A case study from the 2014 Human Rights and Democracy Report.
According to the Ibrahim Index of African Governance, political participation in Swaziland is amongst the worst in Africa. Swaziland ranks 50 out of 52 countries on this indicator for 2014. This year saw a number of worrying developments that further constrained the ability of people to engage in politics, in particular to exercise their rights of freedom of expression and assembly. Swaziland dropped to 156 out of 180 countries in the World Press Freedom Index. High-profile examples included the sentencing of journalist Bheki Makhubu and lawyer Thulani Maseko to two years in prison after writing an article criticising Swaziland’s judiciary. Mario Masuku, President of the People’s United Democratic Movement (PUDEMO), and Maxwell Dlamini, from the Swaziland Youth Congress, were also arrested in May for allegedly seditious comments contravening controversial terrorism legislation. The UK raised concerns about these cases, and the broader human rights environment, with the Swazi authorities throughout 2014, including alongside other EU member states at the EU-Swaziland “Political Dialogue” on 3 October. We remain concerned that there has been no progress on these cases.
At the end of 2014, the US withdrew preferential access to the US market for Swazi exports, having placed five conditions, relating to freedom of expression and assembly. An amendment to the Industrial Relations Act in November had addressed two of these conditions, permitting the registration of federations such as the Trade Union Federation, but did not address other areas. Failure to take the necessary steps threatens an estimated 13,000 jobs in Swaziland’s textile industry, damaging an already vulnerable economy.

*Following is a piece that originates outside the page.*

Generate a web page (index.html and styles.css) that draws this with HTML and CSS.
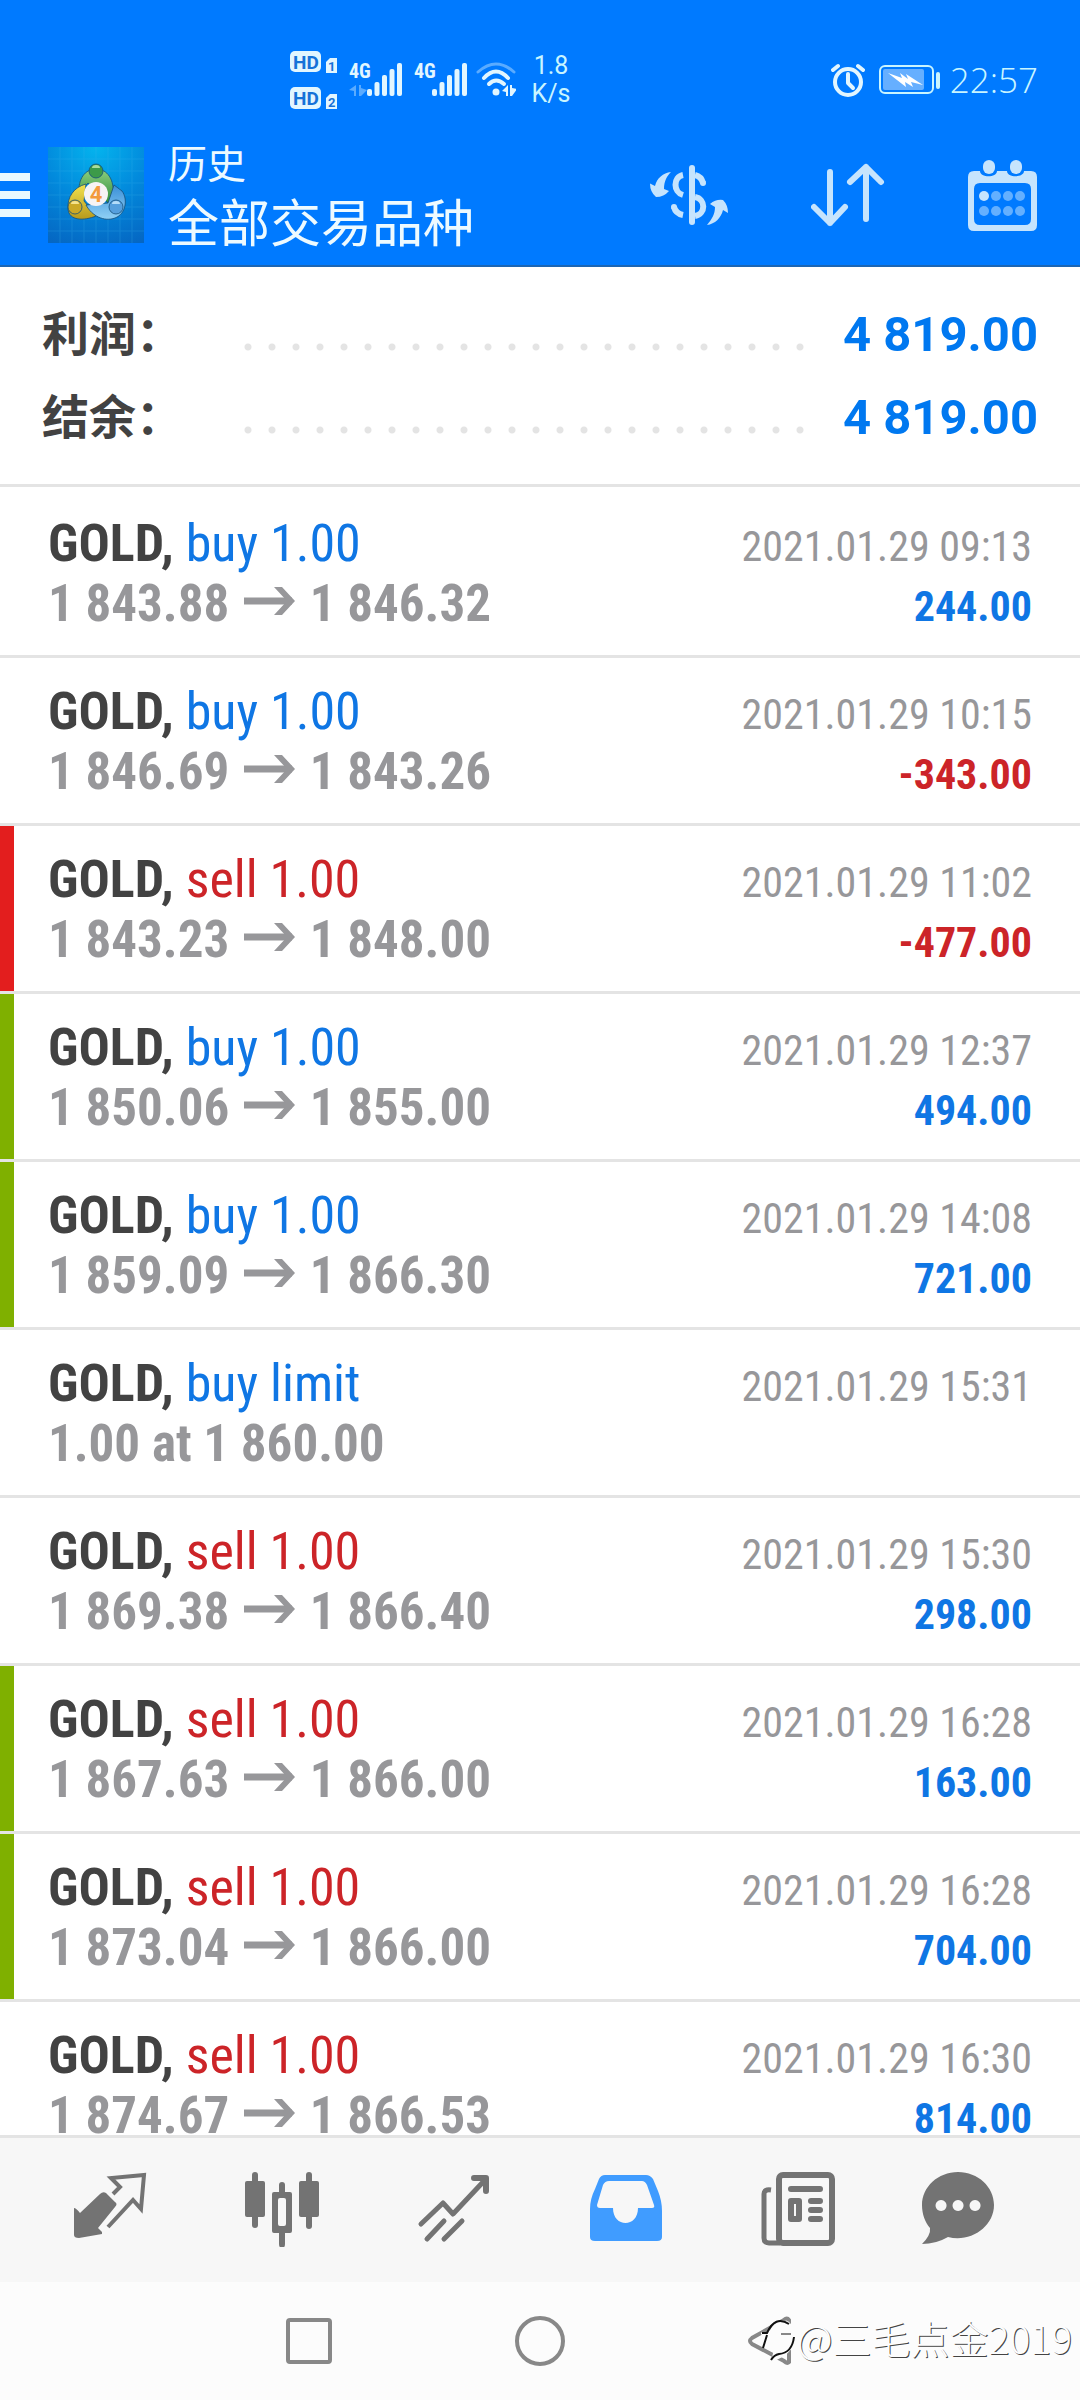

More broadly, there are long-running, institutionalised constraints on political participation. We continue to be concerned that the Tinkhundlha electoral system was used in the 2013 elections. It allows only individuals (not political parties) to participate, and is widely seen as failing to meet international standards. The concentration of power around the monarchy also limits political participation. The King has a direct say in the composition of the judiciary, parliament and government, as well as the succession of traditional chiefs who wield considerable power at a local level. Parallel customary and judicial court structures cloud accountability and access to justice. Political space for civil society is restricted, and its capacity to hold the government to account is limited. Gender inequalities also act as barriers to entry for women in the political sphere. Women face unequal social, economic, legal, political and cultural treatment. Some laws still treat women as minors and second-class citizens, despite the 2005 Constitution’s Bill of Rights declaring that women should be free from any form of discrimination or abuse. Legislation to help make this a reality continues to be delayed.
Alongside the resident EU and US missions to Swaziland and other international partners, the UK has consistently urged the Swazi government to implement democratic reform and to open up political space. The UK contributes to EU programmes to raise the capacity of civil society and promote advocacy at a grassroots level to encourage greater political engagement. The UK will continue to pursue this agenda in 2015, including working with the Southern African Development Community and the Commonwealth through its Special Envoy to Swaziland, former Malawian President Bakili Muluzi.